AIM: Return every line below as is, leaving out the pictures.

STORED DATA:
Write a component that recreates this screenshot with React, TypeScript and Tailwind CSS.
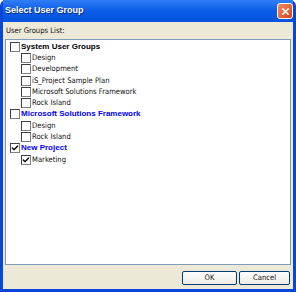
import { Check, X } from 'lucide-react';

type Row = { label: string; level: 0 | 1; checked?: boolean; color?: 'black' | 'blue' };

const rows: Row[] = [
  { label: 'System User Groups', level: 0, color: 'black' },
  { label: 'Design', level: 1 },
  { label: 'Development', level: 1 },
  { label: 'iS_Project Sample Plan', level: 1 },
  { label: 'Microsoft Solutions Framework', level: 1 },
  { label: 'Rock Island', level: 1 },
  { label: 'Microsoft Solutions Framework', level: 0, color: 'blue' },
  { label: 'Design', level: 1 },
  { label: 'Rock Island', level: 1 },
  { label: 'New Project', level: 0, checked: true, color: 'blue' },
  { label: 'Marketing', level: 1, checked: true },
];

// regular text is Tahoma-like (condensed DejaVu), bold headers match Arial widths
const font = { fontFamily: '"DejaVu Sans Condensed", "DejaVu Sans", sans-serif' };
const bold = { fontFamily: '"Liberation Sans", Arial, sans-serif' };

function Box({ checked }: { checked?: boolean }) {
  return (
    <span className="flex h-[10px] w-[10px] shrink-0 items-center justify-center border border-t-[#404040] border-l-[#404040] border-r-[#808080] border-b-[#808080] bg-white">
      {checked && <Check className="h-[8px] w-[8px] text-black" strokeWidth={4} />}
    </span>
  );
}

export default function App() {
  return (
    <div
      className="flex h-[292px] w-[296px] flex-col rounded-t-[6px] bg-[#0846d8] px-[3px] pb-[3px] text-[7.6px] text-[#111]"
      style={font}
    >
      {/* title bar */}
      <div className="flex h-[22px] shrink-0 items-center justify-between bg-gradient-to-b from-[#2f7ef6] via-[#0a5ce6] to-[#0553de] pl-[2px]">
        <span className="text-[9px] font-bold text-white [text-shadow:1px_1px_0_#0a2a80]" style={bold}>
          Select User Group
        </span>
        <span className="flex h-[16px] w-[16px] items-center justify-center rounded-[3px] border border-white bg-gradient-to-br from-[#f08a60] to-[#d8401c]">
          <X className="h-[11px] w-[11px] text-white" strokeWidth={3.5} />
        </span>
      </div>

      {/* body */}
      <div className="flex flex-1 flex-col bg-[#ece9d8] px-[2px] pt-[4px] pb-[3px]">
        <div className="pl-[1px] leading-[10px]">User Groups List:</div>
        <div className="mt-[3px] flex-1 border border-[#7f9db9] bg-white pt-[1px]">
          {rows.map((r, i) => (
            <div
              key={i}
              className={`flex h-[11.3px] items-center gap-[1px] ${r.level === 0 ? 'pl-[4px]' : 'pl-[15px]'}`}
            >
              <Box checked={r.checked} />
              <span
                className={`leading-none ${r.level === 0 ? 'text-[8px] font-bold' : ''} ${
                  r.color === 'blue' ? 'text-[#0000ff]' : r.level === 0 ? 'text-black' : ''
                }`}
                style={r.level === 0 ? bold : undefined}
              >
                {r.label}
              </span>
            </div>
          ))}
        </div>
        <div className="flex justify-end gap-[2px] pt-[6px] pb-[1px] pr-[1px]">
          <button className="h-[14px] w-[55px] rounded-[2px] border border-[#003c74] bg-gradient-to-b from-white to-[#ecebe6] text-[7.6px] leading-none">
            OK
          </button>
          <button className="h-[14px] w-[51px] rounded-[2px] border border-[#003c74] bg-gradient-to-b from-white to-[#ecebe6] text-[7.6px] leading-none">
            Cancel
          </button>
        </div>
      </div>
    </div>
  );
}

FINAL ANSWER:
Write a component that recreates this screenshot with React, TypeScript and Tailwind CSS.
import { Check, X } from 'lucide-react';

type Row = { label: string; level: 0 | 1; checked?: boolean; color?: 'black' | 'blue' };

const rows: Row[] = [
  { label: 'System User Groups', level: 0, color: 'black' },
  { label: 'Design', level: 1 },
  { label: 'Development', level: 1 },
  { label: 'iS_Project Sample Plan', level: 1 },
  { label: 'Microsoft Solutions Framework', level: 1 },
  { label: 'Rock Island', level: 1 },
  { label: 'Microsoft Solutions Framework', level: 0, color: 'blue' },
  { label: 'Design', level: 1 },
  { label: 'Rock Island', level: 1 },
  { label: 'New Project', level: 0, checked: true, color: 'blue' },
  { label: 'Marketing', level: 1, checked: true },
];

// regular text is Tahoma-like (condensed DejaVu), bold headers match Arial widths
const font = { fontFamily: '"DejaVu Sans Condensed", "DejaVu Sans", sans-serif' };
const bold = { fontFamily: '"Liberation Sans", Arial, sans-serif' };

function Box({ checked }: { checked?: boolean }) {
  return (
    <span className="flex h-[10px] w-[10px] shrink-0 items-center justify-center border border-t-[#404040] border-l-[#404040] border-r-[#808080] border-b-[#808080] bg-white">
      {checked && <Check className="h-[8px] w-[8px] text-black" strokeWidth={4} />}
    </span>
  );
}

export default function App() {
  return (
    <div
      className="flex h-[292px] w-[296px] flex-col rounded-t-[6px] bg-[#0846d8] px-[3px] pb-[3px] text-[7.6px] text-[#111]"
      style={font}
    >
      {/* title bar */}
      <div className="flex h-[22px] shrink-0 items-center justify-between bg-gradient-to-b from-[#2f7ef6] via-[#0a5ce6] to-[#0553de] pl-[2px]">
        <span className="text-[9px] font-bold text-white [text-shadow:1px_1px_0_#0a2a80]" style={bold}>
          Select User Group
        </span>
        <span className="flex h-[16px] w-[16px] items-center justify-center rounded-[3px] border border-white bg-gradient-to-br from-[#f08a60] to-[#d8401c]">
          <X className="h-[11px] w-[11px] text-white" strokeWidth={3.5} />
        </span>
      </div>

      {/* body */}
      <div className="flex flex-1 flex-col bg-[#ece9d8] px-[2px] pt-[4px] pb-[3px]">
        <div className="pl-[1px] leading-[10px]">User Groups List:</div>
        <div className="mt-[3px] flex-1 border border-[#7f9db9] bg-white pt-[1px]">
          {rows.map((r, i) => (
            <div
              key={i}
              className={`flex h-[11.3px] items-center gap-[1px] ${r.level === 0 ? 'pl-[4px]' : 'pl-[15px]'}`}
            >
              <Box checked={r.checked} />
              <span
                className={`leading-none ${r.level === 0 ? 'text-[8px] font-bold' : ''} ${
                  r.color === 'blue' ? 'text-[#0000ff]' : r.level === 0 ? 'text-black' : ''
                }`}
                style={r.level === 0 ? bold : undefined}
              >
                {r.label}
              </span>
            </div>
          ))}
        </div>
        <div className="flex justify-end gap-[2px] pt-[6px] pb-[1px] pr-[1px]">
          <button className="h-[14px] w-[55px] rounded-[2px] border border-[#003c74] bg-gradient-to-b from-white to-[#ecebe6] text-[7.6px] leading-none">
            OK
          </button>
          <button className="h-[14px] w-[51px] rounded-[2px] border border-[#003c74] bg-gradient-to-b from-white to-[#ecebe6] text-[7.6px] leading-none">
            Cancel
          </button>
        </div>
      </div>
    </div>
  );
}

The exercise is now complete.